• **DATA BLOCK**:
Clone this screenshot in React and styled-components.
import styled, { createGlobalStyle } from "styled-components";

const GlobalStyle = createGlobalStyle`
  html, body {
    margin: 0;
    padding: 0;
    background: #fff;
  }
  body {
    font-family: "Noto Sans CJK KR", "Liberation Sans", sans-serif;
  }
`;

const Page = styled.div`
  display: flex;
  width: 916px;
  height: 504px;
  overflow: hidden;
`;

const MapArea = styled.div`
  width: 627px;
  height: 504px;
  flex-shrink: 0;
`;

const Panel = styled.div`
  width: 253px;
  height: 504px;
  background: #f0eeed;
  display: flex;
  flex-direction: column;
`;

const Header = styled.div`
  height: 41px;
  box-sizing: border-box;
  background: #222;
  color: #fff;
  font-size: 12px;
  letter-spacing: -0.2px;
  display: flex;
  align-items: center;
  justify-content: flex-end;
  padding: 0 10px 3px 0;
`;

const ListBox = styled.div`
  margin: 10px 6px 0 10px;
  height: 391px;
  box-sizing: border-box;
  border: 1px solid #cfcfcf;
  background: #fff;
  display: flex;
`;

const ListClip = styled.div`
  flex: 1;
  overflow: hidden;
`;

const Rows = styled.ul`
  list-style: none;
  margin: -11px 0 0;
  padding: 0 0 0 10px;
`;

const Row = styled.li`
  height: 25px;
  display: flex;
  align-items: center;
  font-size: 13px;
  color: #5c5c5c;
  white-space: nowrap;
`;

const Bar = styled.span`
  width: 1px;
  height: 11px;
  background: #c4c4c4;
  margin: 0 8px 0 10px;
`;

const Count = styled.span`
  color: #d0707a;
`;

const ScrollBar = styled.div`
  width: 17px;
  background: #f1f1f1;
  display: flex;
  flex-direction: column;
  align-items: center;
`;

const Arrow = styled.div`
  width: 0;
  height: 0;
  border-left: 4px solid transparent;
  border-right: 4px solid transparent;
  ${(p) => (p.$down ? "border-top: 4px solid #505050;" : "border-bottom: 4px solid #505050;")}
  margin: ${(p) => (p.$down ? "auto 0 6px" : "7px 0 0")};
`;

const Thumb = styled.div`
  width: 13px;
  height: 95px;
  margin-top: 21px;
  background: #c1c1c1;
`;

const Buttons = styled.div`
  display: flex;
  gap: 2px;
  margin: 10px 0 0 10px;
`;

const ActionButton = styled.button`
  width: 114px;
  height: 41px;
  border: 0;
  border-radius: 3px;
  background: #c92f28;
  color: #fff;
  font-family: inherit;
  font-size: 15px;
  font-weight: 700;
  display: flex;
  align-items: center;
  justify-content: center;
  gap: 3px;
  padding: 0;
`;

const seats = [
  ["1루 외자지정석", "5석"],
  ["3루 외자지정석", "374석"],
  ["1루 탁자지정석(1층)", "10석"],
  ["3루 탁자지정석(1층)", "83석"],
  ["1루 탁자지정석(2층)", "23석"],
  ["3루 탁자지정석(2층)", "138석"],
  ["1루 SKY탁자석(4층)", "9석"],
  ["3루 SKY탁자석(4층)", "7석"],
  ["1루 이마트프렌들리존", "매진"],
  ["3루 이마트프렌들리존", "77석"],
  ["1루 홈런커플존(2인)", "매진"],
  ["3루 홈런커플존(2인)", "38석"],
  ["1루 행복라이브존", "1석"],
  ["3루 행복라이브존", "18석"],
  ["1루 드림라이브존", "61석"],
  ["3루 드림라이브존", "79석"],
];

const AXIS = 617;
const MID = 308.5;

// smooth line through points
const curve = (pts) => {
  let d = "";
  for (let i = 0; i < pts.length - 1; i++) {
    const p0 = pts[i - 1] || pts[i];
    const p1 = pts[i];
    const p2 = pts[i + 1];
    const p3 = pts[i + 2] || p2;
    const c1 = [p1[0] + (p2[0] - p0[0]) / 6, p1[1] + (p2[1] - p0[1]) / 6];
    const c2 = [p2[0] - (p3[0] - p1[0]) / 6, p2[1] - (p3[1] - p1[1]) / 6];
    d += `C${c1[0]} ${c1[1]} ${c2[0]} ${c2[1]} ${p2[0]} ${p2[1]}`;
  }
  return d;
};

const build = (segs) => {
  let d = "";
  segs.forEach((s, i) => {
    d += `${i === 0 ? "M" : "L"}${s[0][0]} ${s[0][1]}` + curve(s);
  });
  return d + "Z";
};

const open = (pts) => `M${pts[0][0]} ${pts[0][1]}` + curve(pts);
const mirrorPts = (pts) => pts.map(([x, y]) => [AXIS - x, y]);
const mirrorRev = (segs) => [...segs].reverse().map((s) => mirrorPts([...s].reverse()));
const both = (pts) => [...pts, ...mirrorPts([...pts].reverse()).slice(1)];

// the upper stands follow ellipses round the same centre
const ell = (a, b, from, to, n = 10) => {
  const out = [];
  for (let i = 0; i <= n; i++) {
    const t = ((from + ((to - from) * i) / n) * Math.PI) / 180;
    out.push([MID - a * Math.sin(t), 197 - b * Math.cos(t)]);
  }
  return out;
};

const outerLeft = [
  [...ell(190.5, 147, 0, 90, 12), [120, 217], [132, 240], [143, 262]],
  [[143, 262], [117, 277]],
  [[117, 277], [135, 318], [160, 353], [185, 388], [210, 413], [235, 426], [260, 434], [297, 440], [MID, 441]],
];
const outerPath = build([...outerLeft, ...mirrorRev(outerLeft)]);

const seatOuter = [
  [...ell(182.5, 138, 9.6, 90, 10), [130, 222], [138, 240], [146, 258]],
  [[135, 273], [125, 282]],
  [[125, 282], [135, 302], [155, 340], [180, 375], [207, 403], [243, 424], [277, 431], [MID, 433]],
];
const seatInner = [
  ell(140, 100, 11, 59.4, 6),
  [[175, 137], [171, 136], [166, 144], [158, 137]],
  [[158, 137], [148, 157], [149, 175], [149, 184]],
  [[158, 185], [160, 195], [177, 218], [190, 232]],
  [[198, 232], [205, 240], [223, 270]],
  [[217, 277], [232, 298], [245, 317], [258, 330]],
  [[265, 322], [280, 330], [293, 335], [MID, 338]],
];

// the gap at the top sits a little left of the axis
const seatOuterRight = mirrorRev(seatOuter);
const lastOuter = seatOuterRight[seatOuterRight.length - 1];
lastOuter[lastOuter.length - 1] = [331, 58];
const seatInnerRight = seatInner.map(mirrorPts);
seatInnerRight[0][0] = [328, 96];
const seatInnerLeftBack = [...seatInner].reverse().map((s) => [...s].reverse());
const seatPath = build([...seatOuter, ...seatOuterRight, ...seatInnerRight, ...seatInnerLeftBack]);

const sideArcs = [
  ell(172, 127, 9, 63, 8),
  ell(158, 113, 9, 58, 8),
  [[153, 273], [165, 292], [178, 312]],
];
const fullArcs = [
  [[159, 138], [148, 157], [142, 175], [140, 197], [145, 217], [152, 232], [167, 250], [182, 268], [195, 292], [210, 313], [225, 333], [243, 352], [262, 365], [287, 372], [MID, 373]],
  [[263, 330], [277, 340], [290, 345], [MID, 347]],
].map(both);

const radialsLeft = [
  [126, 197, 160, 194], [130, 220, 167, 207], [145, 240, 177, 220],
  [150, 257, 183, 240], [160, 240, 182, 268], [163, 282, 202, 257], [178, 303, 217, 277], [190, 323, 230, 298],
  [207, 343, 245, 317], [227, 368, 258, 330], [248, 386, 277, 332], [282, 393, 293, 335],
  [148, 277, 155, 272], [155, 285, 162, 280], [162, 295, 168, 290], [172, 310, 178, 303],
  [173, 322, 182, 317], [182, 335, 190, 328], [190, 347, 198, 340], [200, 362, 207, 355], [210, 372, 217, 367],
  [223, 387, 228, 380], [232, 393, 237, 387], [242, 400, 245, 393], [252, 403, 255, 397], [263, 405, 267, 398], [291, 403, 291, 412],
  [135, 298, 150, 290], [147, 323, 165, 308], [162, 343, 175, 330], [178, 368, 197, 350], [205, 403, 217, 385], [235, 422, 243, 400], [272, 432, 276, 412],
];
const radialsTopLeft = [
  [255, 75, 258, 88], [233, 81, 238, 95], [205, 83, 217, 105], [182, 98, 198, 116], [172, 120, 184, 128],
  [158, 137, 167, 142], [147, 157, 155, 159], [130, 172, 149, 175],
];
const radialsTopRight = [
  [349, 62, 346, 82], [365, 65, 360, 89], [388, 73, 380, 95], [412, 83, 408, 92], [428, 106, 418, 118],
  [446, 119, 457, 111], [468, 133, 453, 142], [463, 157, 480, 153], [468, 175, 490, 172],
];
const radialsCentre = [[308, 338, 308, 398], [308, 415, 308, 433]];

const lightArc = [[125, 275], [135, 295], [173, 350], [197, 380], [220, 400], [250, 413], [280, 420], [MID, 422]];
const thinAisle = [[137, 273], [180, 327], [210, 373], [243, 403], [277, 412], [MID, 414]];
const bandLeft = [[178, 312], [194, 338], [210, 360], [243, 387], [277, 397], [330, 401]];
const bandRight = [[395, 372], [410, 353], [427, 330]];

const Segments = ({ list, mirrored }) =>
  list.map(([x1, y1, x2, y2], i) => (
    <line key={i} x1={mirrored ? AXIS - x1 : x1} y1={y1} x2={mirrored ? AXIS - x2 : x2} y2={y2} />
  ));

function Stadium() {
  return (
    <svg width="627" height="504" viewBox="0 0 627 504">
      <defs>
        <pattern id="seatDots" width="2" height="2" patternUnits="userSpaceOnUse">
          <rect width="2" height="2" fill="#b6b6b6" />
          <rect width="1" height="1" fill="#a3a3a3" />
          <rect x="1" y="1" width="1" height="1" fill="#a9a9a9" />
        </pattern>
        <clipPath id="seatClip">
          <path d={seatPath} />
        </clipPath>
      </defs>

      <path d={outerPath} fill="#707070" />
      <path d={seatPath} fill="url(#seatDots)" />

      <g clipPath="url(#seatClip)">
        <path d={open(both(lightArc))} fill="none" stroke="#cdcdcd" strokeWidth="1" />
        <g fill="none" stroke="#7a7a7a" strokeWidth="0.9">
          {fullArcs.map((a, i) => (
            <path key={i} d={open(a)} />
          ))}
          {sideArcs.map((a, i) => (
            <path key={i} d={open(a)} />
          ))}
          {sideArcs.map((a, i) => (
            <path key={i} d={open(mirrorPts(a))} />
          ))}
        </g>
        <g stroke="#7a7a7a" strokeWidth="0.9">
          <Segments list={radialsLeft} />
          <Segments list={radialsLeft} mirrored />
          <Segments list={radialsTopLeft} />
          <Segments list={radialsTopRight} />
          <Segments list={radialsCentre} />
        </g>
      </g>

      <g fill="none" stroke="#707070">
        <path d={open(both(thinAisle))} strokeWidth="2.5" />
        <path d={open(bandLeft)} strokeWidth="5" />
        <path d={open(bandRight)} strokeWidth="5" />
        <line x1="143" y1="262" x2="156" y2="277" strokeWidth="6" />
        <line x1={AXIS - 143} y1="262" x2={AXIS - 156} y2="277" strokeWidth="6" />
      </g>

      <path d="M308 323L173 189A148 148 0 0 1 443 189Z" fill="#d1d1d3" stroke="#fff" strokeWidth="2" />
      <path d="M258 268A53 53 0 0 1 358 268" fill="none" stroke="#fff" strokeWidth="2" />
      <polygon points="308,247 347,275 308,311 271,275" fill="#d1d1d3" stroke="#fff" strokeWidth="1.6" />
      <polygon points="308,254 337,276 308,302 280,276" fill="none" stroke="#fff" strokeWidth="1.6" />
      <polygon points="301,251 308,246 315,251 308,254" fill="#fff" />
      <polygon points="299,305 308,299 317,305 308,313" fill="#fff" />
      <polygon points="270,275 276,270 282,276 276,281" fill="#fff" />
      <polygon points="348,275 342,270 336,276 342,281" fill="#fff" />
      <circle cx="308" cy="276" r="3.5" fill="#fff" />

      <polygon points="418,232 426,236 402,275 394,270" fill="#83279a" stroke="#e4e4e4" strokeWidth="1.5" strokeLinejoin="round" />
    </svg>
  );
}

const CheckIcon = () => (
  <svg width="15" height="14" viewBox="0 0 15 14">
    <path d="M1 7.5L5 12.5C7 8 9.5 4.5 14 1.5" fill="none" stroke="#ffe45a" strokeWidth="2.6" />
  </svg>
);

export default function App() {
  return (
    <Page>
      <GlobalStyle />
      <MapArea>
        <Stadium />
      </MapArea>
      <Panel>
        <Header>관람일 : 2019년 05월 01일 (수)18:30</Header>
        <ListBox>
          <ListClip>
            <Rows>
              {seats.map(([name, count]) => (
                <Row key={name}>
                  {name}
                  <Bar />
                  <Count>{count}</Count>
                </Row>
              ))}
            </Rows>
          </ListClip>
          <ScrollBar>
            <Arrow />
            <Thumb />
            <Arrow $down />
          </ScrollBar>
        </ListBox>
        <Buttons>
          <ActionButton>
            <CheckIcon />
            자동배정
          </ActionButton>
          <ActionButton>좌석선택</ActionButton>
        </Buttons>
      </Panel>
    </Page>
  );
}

• **OBJECTIVE**: Which lines in the listing above hold the word "components"? Show each of them.

• **RESPONSE TO THE TASK**:
Clone this screenshot in React and styled-components.
import styled, { createGlobalStyle } from "styled-components";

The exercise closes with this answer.